Replacing the single-member-district system with some form of proportional representation would allow racial minorities to elect a few of their own to the legislature (assuming they actually care to vote along racial lines) without any gerrymandered districts. For that matter, it would empower those minority voters who don’t happen to live in enclaves where their own race predominates (and such voters, at present, get nothing out of racial gerrymandering). But that would be for another thread.

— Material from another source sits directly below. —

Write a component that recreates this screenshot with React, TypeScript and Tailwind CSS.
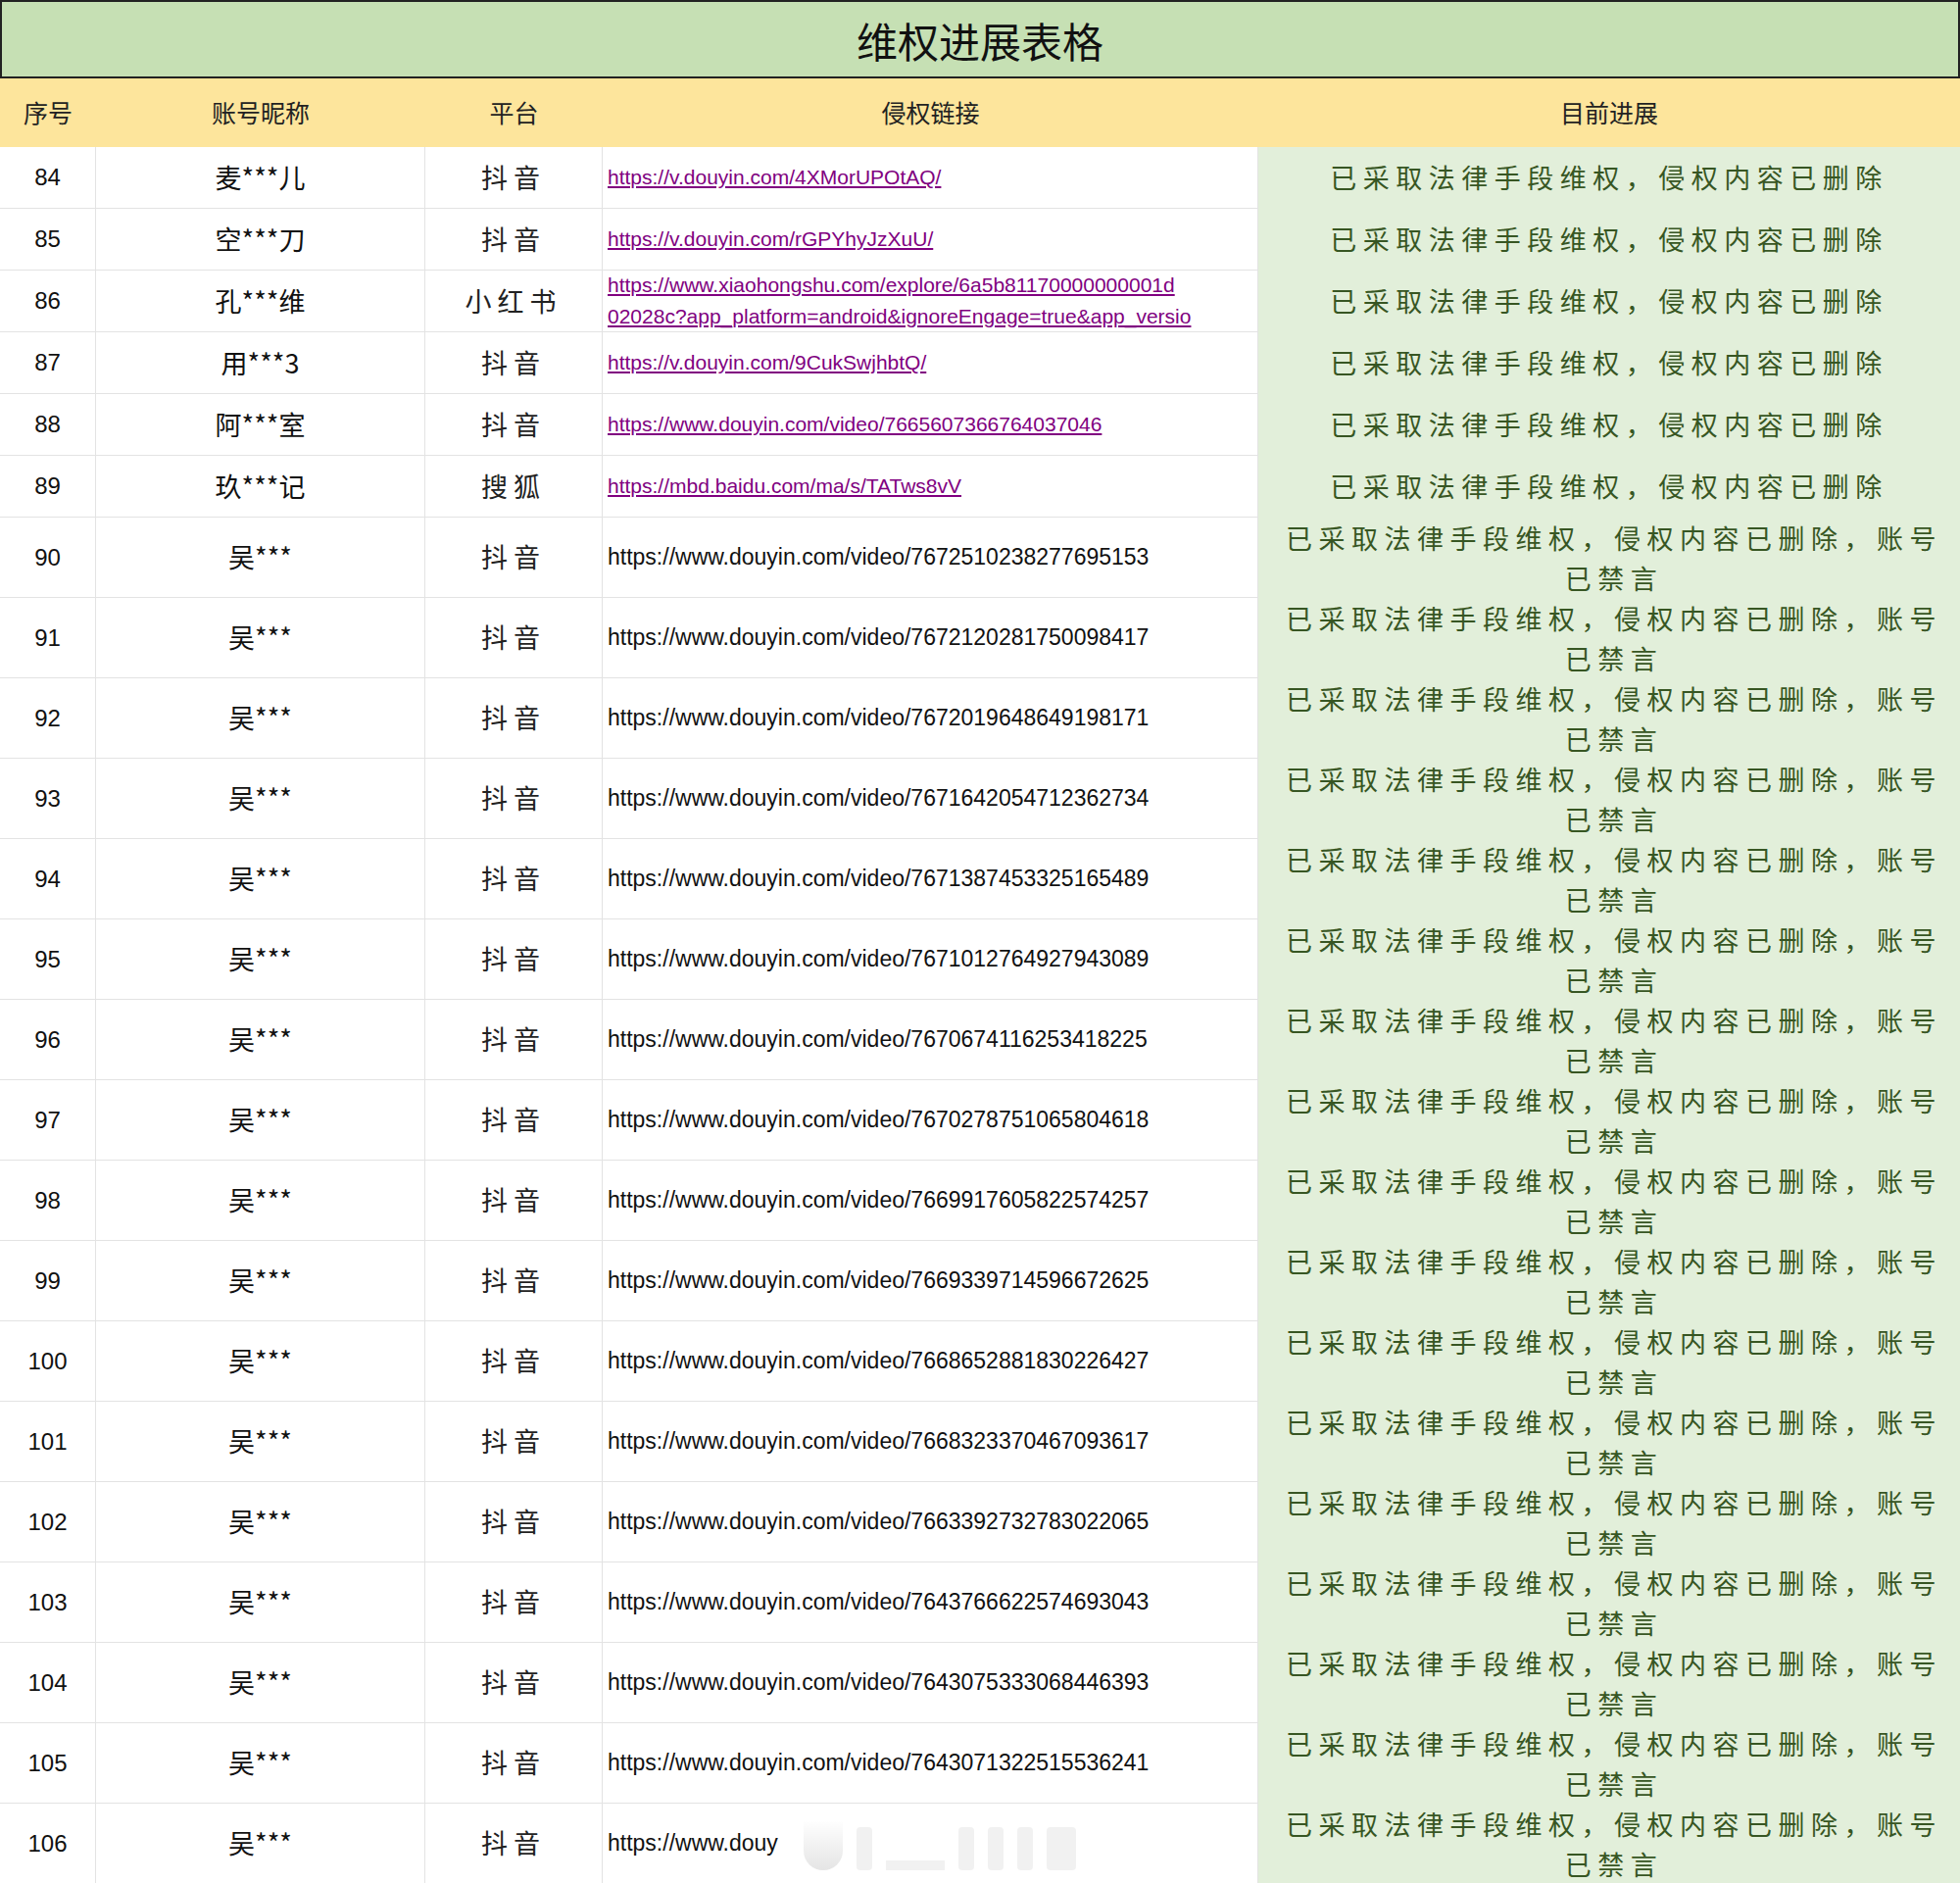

This practice goes back to the earliest days of the Republic (witness the name, taken from a political cartoon showing Elbridge Gerry’s partitioning of voting districts in, IIRC, Connecticut), and it’s always been bad. Nobody’s mentioned it yet (to my surprise), but this was the point of all the fighting recently in the Texas legislature, where the Democrats fled out of state to prevent a redistricting vote that would’ve Gerrymandered them out of power. As Molly Ivins correctly notes, it’s one of the most naked power grabs you’ll see legislators involving themselves in.
One oproblem has been that the folks with the upper hand might outsmart themselves, cutting up the districts to get themselves a majority now that, unfortunately, doesn’t work their way down the line because of changing demographics. Gicve yourself more districts each with a bare majority might not be as smart as getting fewer districts with more secure majorities.
Regardless, it’s ludicrous. But can you honestly say that if you gave control of disdtricting over to another body that that body would not itself then become a battleground between the two parties? How would you insulate the Drawers of Boundaries from party politics?
You can’t, entirely. But the solution we’re proposing in Florida is a 15-member commission, 6 members nominated by the majority party in the legislature, 6 by the minority party, and 3 by the chief justice of the Supreme Court; so neither party will have the upper hand in it at any time, and some members will actually be nonpartisan (or, at least, won’t owe their positions to pary affiliation).
I think this is a good idea. But I wouldn’t urge all 50 states to immediately adopt it. I’d love to see several states adopt slight variances of this basic plan, and see how they work out. Other states may then be guided by these experiments.
Well, I oversimplified, it’s not at the CJ’s sole discretion. The initiative reads:
We have five appellate districts in Florida. So, the CJ will choose three from a list of 15 names submitted to him by the chief judges of the appellate districts – and all of them must be registered voters, and none of them can be registered Democrats, nor Republicans. So, the commission will include 6 Pubs, 6 Dems, and 3 independents. Pretty nonpartisan, no?
I agree, and wouldn’t defend the practice. But the devil is in the details, and there are so many vested intrests involved, that it’s going ot be a real struggle to change this. Still, I definitely agree that this is needed to shake up the status quo.
I have long advocated electing Representatives (as in House of) from each state at large. I also am a fan of returning to the original method of appointing Senators, by the way.
In any case, the minority/majority district is one of the greatest political tricks of the (last) century. Presume that all minority people vote Democratic. OK, if minority voters were spread equally throughout the state then each district would have a block of reliable Democratic voters.
But if we put the minority people in one ghetto (I mean district) then that one district would return a huge Democratic majority. All the other districts would then be in play, with a greater proportion of Republicans.
So the Bush Administration (the real one, not this one) forced the adoption of minority majority districting in order to destroy the Democratic grip on power in the House.
The really neat thing about this trick is the Democrats cannot be against minority-majority districting as to do so would mean their guys (who are sometimes minority themselves) would have more (but tougher) districts to run in. So instead they have a lock on the ghetto districts but have less of a chance elsewhere.